---------- Recorded information ----------

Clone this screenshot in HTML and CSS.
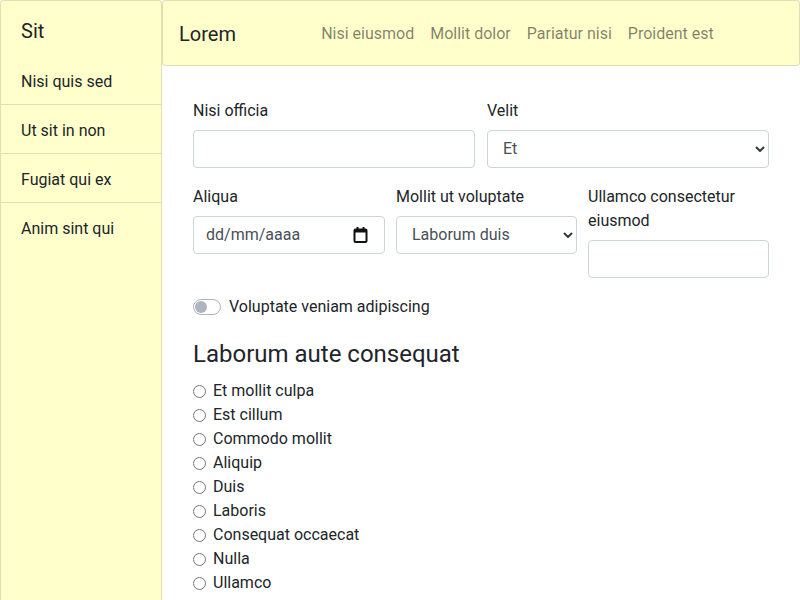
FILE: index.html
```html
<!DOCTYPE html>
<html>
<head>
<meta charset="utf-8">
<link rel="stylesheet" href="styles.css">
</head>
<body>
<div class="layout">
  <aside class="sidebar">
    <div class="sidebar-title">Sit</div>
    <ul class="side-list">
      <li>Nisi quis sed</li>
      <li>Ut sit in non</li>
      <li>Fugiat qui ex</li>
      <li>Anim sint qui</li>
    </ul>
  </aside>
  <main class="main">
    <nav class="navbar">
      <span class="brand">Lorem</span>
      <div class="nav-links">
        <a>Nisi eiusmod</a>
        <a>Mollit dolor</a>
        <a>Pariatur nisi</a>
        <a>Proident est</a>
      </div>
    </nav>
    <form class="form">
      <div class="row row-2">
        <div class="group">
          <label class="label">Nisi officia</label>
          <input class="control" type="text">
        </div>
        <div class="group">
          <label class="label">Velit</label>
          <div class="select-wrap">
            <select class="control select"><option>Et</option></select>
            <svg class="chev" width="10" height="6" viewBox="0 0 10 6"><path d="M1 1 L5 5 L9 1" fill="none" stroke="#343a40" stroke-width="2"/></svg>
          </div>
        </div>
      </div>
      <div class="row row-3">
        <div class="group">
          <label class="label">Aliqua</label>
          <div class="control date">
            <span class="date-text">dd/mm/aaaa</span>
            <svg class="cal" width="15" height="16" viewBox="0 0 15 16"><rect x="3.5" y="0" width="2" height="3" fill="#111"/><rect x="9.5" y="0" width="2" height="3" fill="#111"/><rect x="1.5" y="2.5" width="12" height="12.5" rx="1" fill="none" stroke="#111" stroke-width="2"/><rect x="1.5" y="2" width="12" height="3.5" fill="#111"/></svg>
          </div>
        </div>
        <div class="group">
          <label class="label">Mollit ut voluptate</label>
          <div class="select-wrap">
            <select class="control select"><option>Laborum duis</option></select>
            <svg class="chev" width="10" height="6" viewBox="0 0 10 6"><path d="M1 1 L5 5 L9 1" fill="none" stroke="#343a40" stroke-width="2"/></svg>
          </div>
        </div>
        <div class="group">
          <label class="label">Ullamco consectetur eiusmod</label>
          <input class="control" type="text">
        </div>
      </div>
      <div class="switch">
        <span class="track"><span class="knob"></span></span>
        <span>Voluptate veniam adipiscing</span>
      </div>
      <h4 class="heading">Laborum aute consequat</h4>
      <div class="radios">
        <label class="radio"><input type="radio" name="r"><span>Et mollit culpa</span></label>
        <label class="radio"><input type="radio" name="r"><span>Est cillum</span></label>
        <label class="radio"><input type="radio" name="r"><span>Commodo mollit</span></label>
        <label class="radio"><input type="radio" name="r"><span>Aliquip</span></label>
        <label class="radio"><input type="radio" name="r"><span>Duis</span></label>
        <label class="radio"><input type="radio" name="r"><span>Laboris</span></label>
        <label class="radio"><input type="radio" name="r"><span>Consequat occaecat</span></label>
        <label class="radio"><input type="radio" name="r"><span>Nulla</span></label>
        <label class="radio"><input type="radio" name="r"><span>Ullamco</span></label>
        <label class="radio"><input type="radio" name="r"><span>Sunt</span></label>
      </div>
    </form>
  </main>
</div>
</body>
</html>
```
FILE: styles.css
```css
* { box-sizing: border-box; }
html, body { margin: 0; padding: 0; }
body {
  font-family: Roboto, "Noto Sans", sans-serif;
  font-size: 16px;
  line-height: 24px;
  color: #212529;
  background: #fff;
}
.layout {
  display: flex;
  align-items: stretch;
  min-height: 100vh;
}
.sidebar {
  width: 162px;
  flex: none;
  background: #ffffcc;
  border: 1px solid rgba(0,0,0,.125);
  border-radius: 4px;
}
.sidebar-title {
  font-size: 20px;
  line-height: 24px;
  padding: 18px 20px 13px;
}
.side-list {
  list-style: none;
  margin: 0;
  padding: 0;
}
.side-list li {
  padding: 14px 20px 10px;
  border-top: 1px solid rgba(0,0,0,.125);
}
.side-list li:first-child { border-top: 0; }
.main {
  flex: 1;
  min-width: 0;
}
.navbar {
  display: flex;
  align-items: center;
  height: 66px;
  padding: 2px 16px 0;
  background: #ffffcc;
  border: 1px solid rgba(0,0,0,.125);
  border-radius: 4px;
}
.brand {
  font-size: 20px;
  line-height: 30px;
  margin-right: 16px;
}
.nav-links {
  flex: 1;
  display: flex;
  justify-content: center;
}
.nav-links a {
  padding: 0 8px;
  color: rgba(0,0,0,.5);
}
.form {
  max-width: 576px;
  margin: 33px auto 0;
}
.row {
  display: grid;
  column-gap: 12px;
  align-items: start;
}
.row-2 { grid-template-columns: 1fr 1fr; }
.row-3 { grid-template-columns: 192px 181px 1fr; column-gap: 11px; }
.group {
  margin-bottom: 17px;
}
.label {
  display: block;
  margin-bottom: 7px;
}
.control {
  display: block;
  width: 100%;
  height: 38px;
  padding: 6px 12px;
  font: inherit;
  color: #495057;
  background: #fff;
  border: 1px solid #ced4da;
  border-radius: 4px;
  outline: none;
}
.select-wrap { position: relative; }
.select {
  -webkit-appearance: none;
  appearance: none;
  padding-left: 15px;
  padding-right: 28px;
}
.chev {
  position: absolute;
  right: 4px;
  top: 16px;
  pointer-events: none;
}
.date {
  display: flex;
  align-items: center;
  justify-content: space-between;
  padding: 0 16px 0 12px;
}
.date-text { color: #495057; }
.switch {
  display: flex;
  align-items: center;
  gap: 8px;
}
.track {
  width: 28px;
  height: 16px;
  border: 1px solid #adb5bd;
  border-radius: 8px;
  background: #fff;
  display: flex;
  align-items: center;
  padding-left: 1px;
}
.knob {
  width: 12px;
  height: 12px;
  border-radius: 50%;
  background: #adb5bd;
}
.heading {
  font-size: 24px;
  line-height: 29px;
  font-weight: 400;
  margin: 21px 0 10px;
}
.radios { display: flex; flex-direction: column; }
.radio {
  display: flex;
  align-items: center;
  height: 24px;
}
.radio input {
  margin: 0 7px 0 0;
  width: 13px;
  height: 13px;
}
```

----------

### [Written exercise]
Transcribe the material as is, with images omitted.

### [Reply to the task]
Clone this screenshot in HTML and CSS.
FILE: index.html
```html
<!DOCTYPE html>
<html>
<head>
<meta charset="utf-8">
<link rel="stylesheet" href="styles.css">
</head>
<body>
<div class="layout">
  <aside class="sidebar">
    <div class="sidebar-title">Sit</div>
    <ul class="side-list">
      <li>Nisi quis sed</li>
      <li>Ut sit in non</li>
      <li>Fugiat qui ex</li>
      <li>Anim sint qui</li>
    </ul>
  </aside>
  <main class="main">
    <nav class="navbar">
      <span class="brand">Lorem</span>
      <div class="nav-links">
        <a>Nisi eiusmod</a>
        <a>Mollit dolor</a>
        <a>Pariatur nisi</a>
        <a>Proident est</a>
      </div>
    </nav>
    <form class="form">
      <div class="row row-2">
        <div class="group">
          <label class="label">Nisi officia</label>
          <input class="control" type="text">
        </div>
        <div class="group">
          <label class="label">Velit</label>
          <div class="select-wrap">
            <select class="control select"><option>Et</option></select>
            <svg class="chev" width="10" height="6" viewBox="0 0 10 6"><path d="M1 1 L5 5 L9 1" fill="none" stroke="#343a40" stroke-width="2"/></svg>
          </div>
        </div>
      </div>
      <div class="row row-3">
        <div class="group">
          <label class="label">Aliqua</label>
          <div class="control date">
            <span class="date-text">dd/mm/aaaa</span>
            <svg class="cal" width="15" height="16" viewBox="0 0 15 16"><rect x="3.5" y="0" width="2" height="3" fill="#111"/><rect x="9.5" y="0" width="2" height="3" fill="#111"/><rect x="1.5" y="2.5" width="12" height="12.5" rx="1" fill="none" stroke="#111" stroke-width="2"/><rect x="1.5" y="2" width="12" height="3.5" fill="#111"/></svg>
          </div>
        </div>
        <div class="group">
          <label class="label">Mollit ut voluptate</label>
          <div class="select-wrap">
            <select class="control select"><option>Laborum duis</option></select>
            <svg class="chev" width="10" height="6" viewBox="0 0 10 6"><path d="M1 1 L5 5 L9 1" fill="none" stroke="#343a40" stroke-width="2"/></svg>
          </div>
        </div>
        <div class="group">
          <label class="label">Ullamco consectetur eiusmod</label>
          <input class="control" type="text">
        </div>
      </div>
      <div class="switch">
        <span class="track"><span class="knob"></span></span>
        <span>Voluptate veniam adipiscing</span>
      </div>
      <h4 class="heading">Laborum aute consequat</h4>
      <div class="radios">
        <label class="radio"><input type="radio" name="r"><span>Et mollit culpa</span></label>
        <label class="radio"><input type="radio" name="r"><span>Est cillum</span></label>
        <label class="radio"><input type="radio" name="r"><span>Commodo mollit</span></label>
        <label class="radio"><input type="radio" name="r"><span>Aliquip</span></label>
        <label class="radio"><input type="radio" name="r"><span>Duis</span></label>
        <label class="radio"><input type="radio" name="r"><span>Laboris</span></label>
        <label class="radio"><input type="radio" name="r"><span>Consequat occaecat</span></label>
        <label class="radio"><input type="radio" name="r"><span>Nulla</span></label>
        <label class="radio"><input type="radio" name="r"><span>Ullamco</span></label>
        <label class="radio"><input type="radio" name="r"><span>Sunt</span></label>
      </div>
    </form>
  </main>
</div>
</body>
</html>
```
FILE: styles.css
```css
* { box-sizing: border-box; }
html, body { margin: 0; padding: 0; }
body {
  font-family: Roboto, "Noto Sans", sans-serif;
  font-size: 16px;
  line-height: 24px;
  color: #212529;
  background: #fff;
}
.layout {
  display: flex;
  align-items: stretch;
  min-height: 100vh;
}
.sidebar {
  width: 162px;
  flex: none;
  background: #ffffcc;
  border: 1px solid rgba(0,0,0,.125);
  border-radius: 4px;
}
.sidebar-title {
  font-size: 20px;
  line-height: 24px;
  padding: 18px 20px 13px;
}
.side-list {
  list-style: none;
  margin: 0;
  padding: 0;
}
.side-list li {
  padding: 14px 20px 10px;
  border-top: 1px solid rgba(0,0,0,.125);
}
.side-list li:first-child { border-top: 0; }
.main {
  flex: 1;
  min-width: 0;
}
.navbar {
  display: flex;
  align-items: center;
  height: 66px;
  padding: 2px 16px 0;
  background: #ffffcc;
  border: 1px solid rgba(0,0,0,.125);
  border-radius: 4px;
}
.brand {
  font-size: 20px;
  line-height: 30px;
  margin-right: 16px;
}
.nav-links {
  flex: 1;
  display: flex;
  justify-content: center;
}
.nav-links a {
  padding: 0 8px;
  color: rgba(0,0,0,.5);
}
.form {
  max-width: 576px;
  margin: 33px auto 0;
}
.row {
  display: grid;
  column-gap: 12px;
  align-items: start;
}
.row-2 { grid-template-columns: 1fr 1fr; }
.row-3 { grid-template-columns: 192px 181px 1fr; column-gap: 11px; }
.group {
  margin-bottom: 17px;
}
.label {
  display: block;
  margin-bottom: 7px;
}
.control {
  display: block;
  width: 100%;
  height: 38px;
  padding: 6px 12px;
  font: inherit;
  color: #495057;
  background: #fff;
  border: 1px solid #ced4da;
  border-radius: 4px;
  outline: none;
}
.select-wrap { position: relative; }
.select {
  -webkit-appearance: none;
  appearance: none;
  padding-left: 15px;
  padding-right: 28px;
}
.chev {
  position: absolute;
  right: 4px;
  top: 16px;
  pointer-events: none;
}
.date {
  display: flex;
  align-items: center;
  justify-content: space-between;
  padding: 0 16px 0 12px;
}
.date-text { color: #495057; }
.switch {
  display: flex;
  align-items: center;
  gap: 8px;
}
.track {
  width: 28px;
  height: 16px;
  border: 1px solid #adb5bd;
  border-radius: 8px;
  background: #fff;
  display: flex;
  align-items: center;
  padding-left: 1px;
}
.knob {
  width: 12px;
  height: 12px;
  border-radius: 50%;
  background: #adb5bd;
}
.heading {
  font-size: 24px;
  line-height: 29px;
  font-weight: 400;
  margin: 21px 0 10px;
}
.radios { display: flex; flex-direction: column; }
.radio {
  display: flex;
  align-items: center;
  height: 24px;
}
.radio input {
  margin: 0 7px 0 0;
  width: 13px;
  height: 13px;
}
```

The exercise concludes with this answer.